National Independent Automobile Dealers Association
- Abbreviation: NIADA
- Formation: 1946
- Type: Nonprofit organization
- Headquarters: Arlington, Texas, U.S.
- Services: Training programs, publications, online resources
- Members: 38,000+
- Formerly called: National Used Car Dealers Association (NUCDA)

= National Independent Automobile Dealers Association =

The National Independent Automobile Dealers Association was founded in 1946, and serves as the representative body for over 38,000 used vehicle dealers in the United States. It is the only national level nonprofit organization representing the independent motor vehicle industry.
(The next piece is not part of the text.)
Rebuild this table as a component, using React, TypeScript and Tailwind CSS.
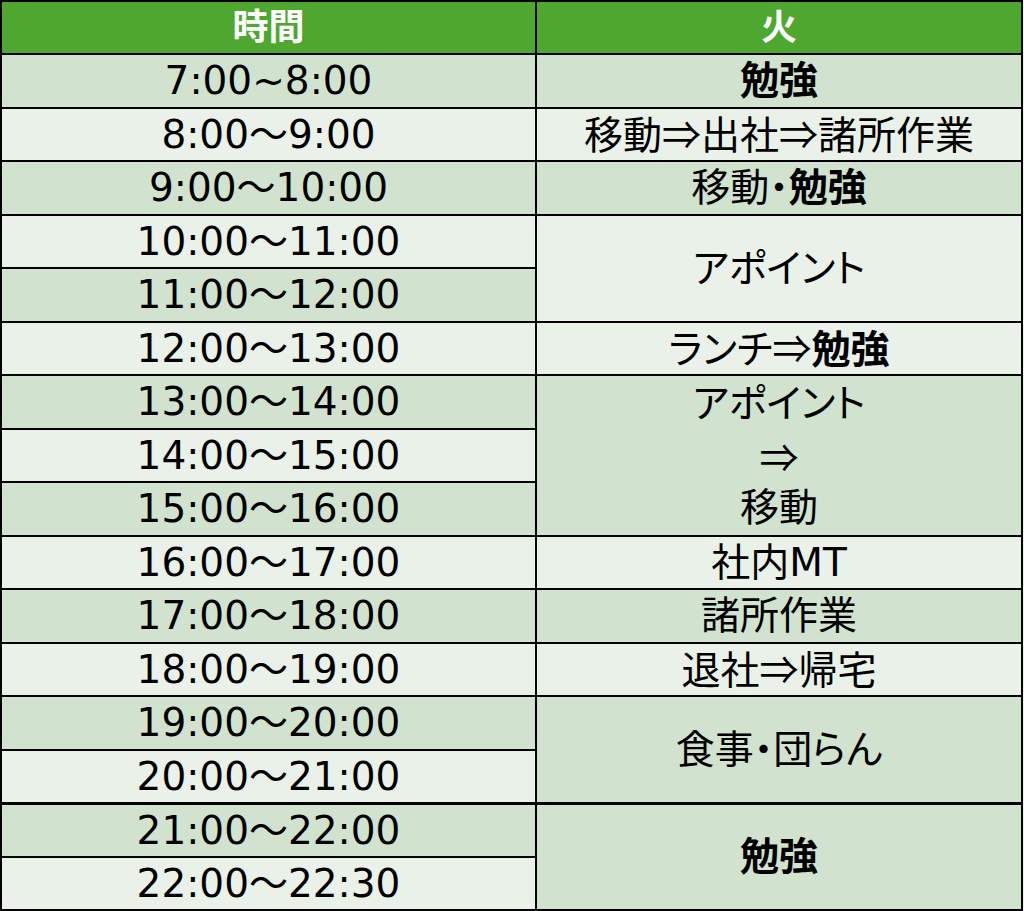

It is headquartered in Arlington, Texas.

==History==
In 1946, the National Used Car Dealers Association (NUCDA) was founded in Chicago, Illinois to lobby for the repeal of the rationing of tires and automotive parts following the end of World War II. After success in Washington in 1947, the NUCDA published a used car dealer "code of ethics". The following year, the headquarters was moved to Detroit, Michigan. In 1950, suppliers and vendors were invited and featured at the annual NUCDA convention.

==Renaming==
The NUCDA changed its name to the National Independent Automobile Dealers Association (NIADA) in 1955. During this name change, the NIADA had roughly 2000 members, but continued to grow in size, boasting 7000 members in 1977. In 1975, the NIADA once again moved its headquarters to Raleigh, North Carolina. Lobbying efforts were again strengthened in 1979 when members of the NIADA donated $55,000 to fight against trade rule legislation. By the 2000s, the NIADA had grown to over 20,000 members.

==Mission==
The NIADA states that its mission is to advance both the independent motor vehicle dealer and the consumer by providing relevant information about the automotive industry. In addition, the NIADA aids regulatory and lawmaking bodies by informing of possible consequences of proposed legislation to both the motor vehicle industry and its respective consumers. The NIADA also helps and collaborates with state level independent motor vehicle dealer associations; joining a state level independent automobile dealers association automatically includes membership in the NIADA.

==Services==
The NIADA provides a range of training programs designed to advance independent dealers via publications, online resources, and NIADA.tv, the official automotive dealer television network of the NIADA.

Since 1999, the NIADA has released an annual used car industry report that details statistics such as dealer lot size, method of acquiring wholesale cars, and method of selling wholesale cars. The NIADA collects this information from a group of dealers known as Certified Master Dealers. The NIADA also releases its magazine, Used Car Dealer, on a monthly basis.